Secara harfiah, Rumah Makan Tanjakan berada tepat di atas tanjakan jalan dusun Dangiang Timur Tengah, desa Dangiang, Kec. Kayangan, Lombok Utara. Namun secara omset, rumah makan tersebut mengalami penurunan hingga berkali-kali lipat.
Jika sebelum gempa keuntungan selama sebulan bisa mencapai satu juta rupiah, kini, tiga ratus ribu saja sudah dirasa maksimal.

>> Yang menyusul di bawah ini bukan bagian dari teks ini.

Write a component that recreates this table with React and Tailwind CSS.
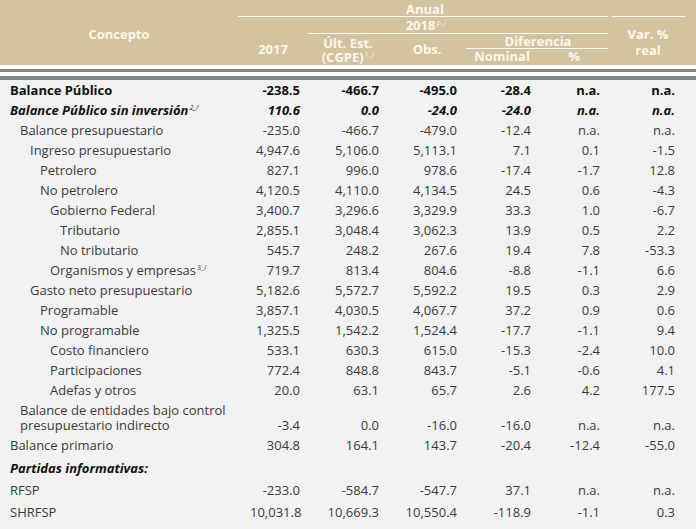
import React from "react";

const rows = [
  { label: "Balance Público", lv: 0, s: "b", v: ["-238.5", "-466.7", "-495.0", "-28.4", "n.a.", "n.a."] },
  { label: "Balance Público sin inversión", sup: "2_/", lv: 0, s: "bi", v: ["110.6", "0.0", "-24.0", "-24.0", "n.a.", "n.a."] },
  { label: "Balance presupuestario", lv: 1, v: ["-235.0", "-466.7", "-479.0", "-12.4", "n.a.", "n.a."] },
  { label: "Ingreso presupuestario", lv: 2, v: ["4,947.6", "5,106.0", "5,113.1", "7.1", "0.1", "-1.5"] },
  { label: "Petrolero", lv: 3, v: ["827.1", "996.0", "978.6", "-17.4", "-1.7", "12.8"] },
  { label: "No petrolero", lv: 3, v: ["4,120.5", "4,110.0", "4,134.5", "24.5", "0.6", "-4.3"] },
  { label: "Gobierno Federal", lv: 4, v: ["3,400.7", "3,296.6", "3,329.9", "33.3", "1.0", "-6.7"] },
  { label: "Tributario", lv: 5, v: ["2,855.1", "3,048.4", "3,062.3", "13.9", "0.5", "2.2"] },
  { label: "No tributario", lv: 5, v: ["545.7", "248.2", "267.6", "19.4", "7.8", "-53.3"] },
  { label: "Organismos y empresas", sup: "3_/", lv: 4, v: ["719.7", "813.4", "804.6", "-8.8", "-1.1", "6.6"] },
  { label: "Gasto neto presupuestario", lv: 2, v: ["5,182.6", "5,572.7", "5,592.2", "19.5", "0.3", "2.9"] },
  { label: "Programable", lv: 3, v: ["3,857.1", "4,030.5", "4,067.7", "37.2", "0.9", "0.6"] },
  { label: "No programable", lv: 3, v: ["1,325.5", "1,542.2", "1,524.4", "-17.7", "-1.1", "9.4"] },
  { label: "Costo financiero", lv: 4, v: ["533.1", "630.3", "615.0", "-15.3", "-2.4", "10.0"] },
  { label: "Participaciones", lv: 4, v: ["772.4", "848.8", "843.7", "-5.1", "-0.6", "4.1"] },
  { label: "Adefas y otros", lv: 4, v: ["20.0", "63.1", "65.7", "2.6", "4.2", "177.5"] },
];

const pad = ["pl-[10px]", "pl-[20px]", "pl-[30px]", "pl-[40px]", "pl-[50px]", "pl-[60px]"];
const cols = "grid grid-cols-[250px_50px_79px_78px_74px_69px_75px]";

function Sup({ children }) {
  return <span className="relative -top-[5px] ml-[1px] text-[7px] font-normal leading-none">{children}</span>;
}

function Row({ r }) {
  const style =
    r.s === "b" ? "font-bold text-[#111]" : r.s === "bi" ? "font-bold italic text-[#111]" : "text-[#3a3a3a]";
  return (
    <div className={`${cols} h-[20px] leading-[20px] ${style}`}>
      <div className={`${pad[r.lv]} whitespace-nowrap`}>
        {r.label}
        {r.sup && <Sup>{r.sup}</Sup>}
      </div>
      {r.v.map((x, i) => (
        <div key={i} className="text-right">
          {x}
        </div>
      ))}
    </div>
  );
}

function Values({ v, h = "h-[20px] leading-[20px]" }) {
  return v.map((x, i) => (
    <div key={i} className={`text-right ${h}`}>
      {x}
    </div>
  ));
}

export default function App() {
  return (
    <div
      className="w-[696px] h-[529px] bg-[#f2f2f2] text-[13px] overflow-hidden"
      style={{ fontFamily: "'Open Sans', 'Liberation Sans', sans-serif" }}
    >
      {/* header */}
      <div className="grid grid-cols-[238px_70px_80px_78px_74px_68px_88px] grid-rows-[17px_17px_15px_16px] h-[65px] bg-[#d4c39f] text-[#faf6ec] font-bold text-[13px]">
        <div className="col-start-1 row-start-1 row-span-4 flex items-center justify-center pt-[4px]">Concepto</div>
        <div className="col-start-2 col-span-5 row-start-1 border-b border-[#fbf8f0] flex items-end justify-center leading-[14px] pl-[4px]">
          Anual
        </div>
        <div className="col-start-3 col-span-4 row-start-2 border-b border-[#fbf8f0]" />
        <div className="col-start-2 col-span-5 row-start-2 flex items-end justify-center leading-[14px] pl-[6px] pb-[2px]">
          <span>
            2018<Sup>p_/</Sup>
          </span>
        </div>
        <div className="col-start-2 row-start-3 row-span-2 flex items-center justify-center">2017</div>
        <div className="col-start-3 row-start-3 row-span-2 flex flex-col items-center justify-center leading-[14px]">
          <span>Últ. Est.</span>
          <span>
            (CGPE)<Sup>1_/</Sup>
          </span>
        </div>
        <div className="col-start-4 row-start-3 row-span-2 flex items-center justify-center">Obs.</div>
        <div className="col-start-5 col-span-2 row-start-3 border-b border-[#fbf8f0] flex items-end justify-center leading-[14px] pl-[2px]">
          Diferencia
        </div>
        <div className="col-start-5 row-start-4 flex items-center justify-center pr-[2px]">Nominal</div>
        <div className="col-start-6 row-start-4 flex items-center justify-center">%</div>
        <div className="col-start-7 row-start-1 border-b border-[#fbf8f0] ml-[4px] mr-[11px]" />
        <div className="col-start-7 row-start-2 row-span-3 flex flex-col items-center justify-center leading-[16px] pr-[8px] pt-[2px]">
          <span>Var. %</span>
          <span>real</span>
        </div>
      </div>
      <div className="h-[4px] bg-white" />
      <div className="h-[3px] bg-[#858585]" />
      <div className="h-[4px] bg-white" />
      <div className="h-[4px] bg-[#858585]" />

      {/* body */}
      {rows.map((r, i) => (
        <Row key={i} r={r} />
      ))}

      <div className={`${cols} h-[35px] text-[#3a3a3a] items-end`}>
        <div className="pl-[20px] leading-[15px] self-start pt-[3px]">
          Balance de entidades bajo control
          <br />
          presupuestario indirecto
        </div>
        <Values v={["-3.4", "0.0", "-16.0", "-16.0", "n.a.", "n.a."]} h="leading-[15px] pb-[2px]" />
      </div>
      <Row r={{ label: "Balance primario", lv: 0, v: ["304.8", "164.1", "143.7", "-20.4", "-12.4", "-55.0"] }} />
      <div className="h-[24px] leading-[24px] pl-[10px] pt-[1px] font-bold italic text-[#111]">Partidas informativas:</div>
      <div className={`${cols} h-[22px] leading-[22px] text-[#3a3a3a]`}>
        <div className="pl-[10px]">RFSP</div>
        <Values v={["-233.0", "-584.7", "-547.7", "37.1", "n.a.", "n.a."]} h="" />
      </div>
      <div className={`${cols} h-[22px] leading-[22px] text-[#3a3a3a]`}>
        <div className="pl-[10px]">SHRFSP</div>
        <Values v={["10,031.8", "10,669.3", "10,550.4", "-118.9", "-1.1", "0.3"]} h="" />
      </div>
    </div>
  );
}
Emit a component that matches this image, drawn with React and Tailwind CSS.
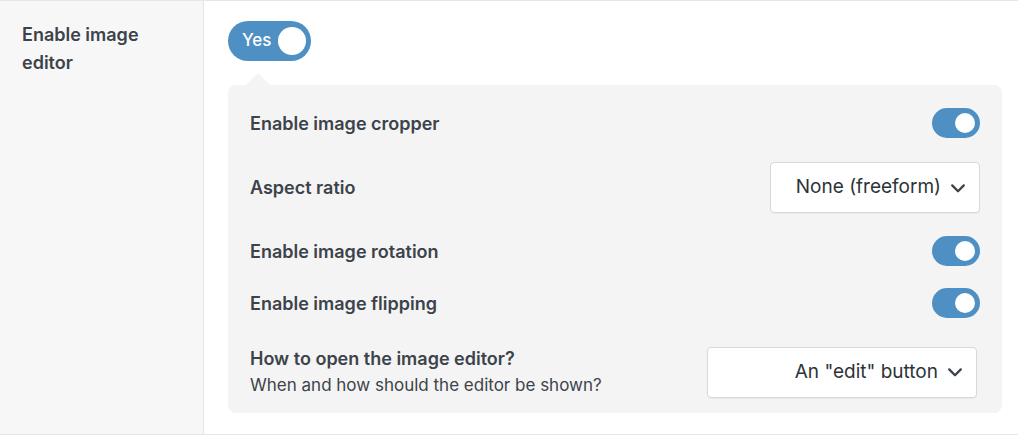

Rumah Makan Tanjakan kembali berdiri semenjak Oktober kemarin. Berkat sisa-sisa bahan bangunan yang selamat dari gempa bermagnitudo 7, Masturiah dan Muhammad Nur menyusun bangunan itu kembali. Mereka berdua tidak patah semangat meski masih banyak kekurangan di sana-sini.
Sisa tabungan miliknya mereka gunakan untuk melengkapi kekurangan tersebut. Hasilnya cukup lumayan: beberapa pelanggan dari berbagai dusun dapat berteduh di bawah seng-seng yang dibelinya seharga total satu juta lima ratus ribu rupiah.
Sebenarnya, sisa tabungan itu hendak mereka gunakan untuk membayar kredit usaha Rumah Makan Tanjakan. Jumlah pinjaman yang mereka ambil sebesar sepuluh juta rupiah. Dikembalikan dalam jangka waktu satu tahun enam bulan, dengan besaran Rp 760.000,- per bulannya.
Kehadiran bencana pada tanggal 5 Agustus kemarin membuat Masturiah harus memutar otak lebih cepat. Terhitung: Agustus, September, dan Oktober, Masturiah menunggak cicilan kredit pinjaman. Baginya, tak mengapa menunggak tiga bulan kepada kreditur, asalkan sisa modal di tangan bisa berputar terlebih dahulu.
“Karena gempa, kami harus memulai usaha dari nol kembali, pak,” tutur Masturiah.
Ekonomi desa Dangiang boleh memburuk, namun harapan harus tetap dipupuk. Beberapa hari setelah pendiriannya kembali, Rumah Makan Tanjakan dipenuhi orderan nasi dari para relawan, maupun hajatan warga. Tidak maksimal seperti sebelumnya, memang. Setidaknya, tetap optimis untuk bangkit kembali.